The Hidden Penalty of Capital Losses
In a standard taxable investment account, a loss is painful but comes with a silver lining: the capital loss. If a stock picker loses money on a bet in a taxable account, they can use that loss to offset future capital gains, effectively reducing their tax bill. For an investor at a high marginal tax rate, a $1,000 loss might actually be 'worth' nearly $270 in tax savings, which dampens the blow of the investment's failure. This acts as a form of government-subsidized insurance for risk-taking.
Within the TFSA, this safety net vanishes. Just as the government does not take a cut of your gains, they do not offer any relief for your losses. When you lose money in a TFSA, you lose the full dollar amount with no recourse. There is no tax credit to claim and no way to soften the impact on your balance sheet. This lack of symmetry makes the TFSA a particularly dangerous place to hold volatile, individual securities that have a non-zero chance of going to zero.
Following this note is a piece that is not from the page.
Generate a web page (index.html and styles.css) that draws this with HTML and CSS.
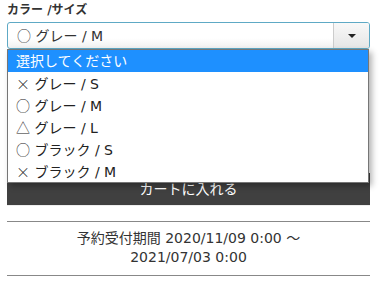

The Permanent Destruction of Contribution Room
The most damaging consequence of speculative trading in a TFSA is the potential for permanent impairment of your contribution room. The mechanics of the account are simple: you get a set amount of new room each year, and any withdrawals you make are added back to your contribution room the following calendar year. This system works perfectly as long as your investments maintain their value or grow. But if you invest $5,500 into a speculative stock and that company goes bankrupt, you have nothing left to withdraw.
Because you cannot withdraw the lost value, you never 'get back' that contribution room. That $5,500 of tax-sheltered space is gone forever. While you will receive new room in subsequent years, your total lifetime capacity for tax-free growth has been permanently diminished. You have essentially shrunk the size of the bucket the government allows you to keep away from the taxman, a mistake that cannot be undone by simply earning more money later.
The Opportunity Cost of a Squandered Account
Losing a few thousand dollars of contribution room might seem trivial in the short term, but the long-term opportunity cost is staggering. Consider a $5,500 investment held for 30 years. In a well-diversified portfolio within a TFSA, that initial sum could reasonably grow to $34,000. In a taxable account, that same investment might only reach $15,000 after accounting for the highest marginal tax rates. By losing that room today, you aren't just losing $5,500; you are forfeiting tens of thousands of dollars in future tax-free wealth.
Given these stakes, the most sensible strategy is to treat the TFSA with the respect it deserves. It is an invaluable tool for long-term wealth building, not a toy for speculation. The optimal approach is to fill the account with low-cost, broadly diversified index funds. This strategy diversifies away the idiosyncratic risk of any single company failing, ensuring that your contribution room remains intact and your wealth continues to compound. If you feel the urge to speculate on individual stocks, do it in a taxable account where the tax laws actually work in your favor when things go wrong.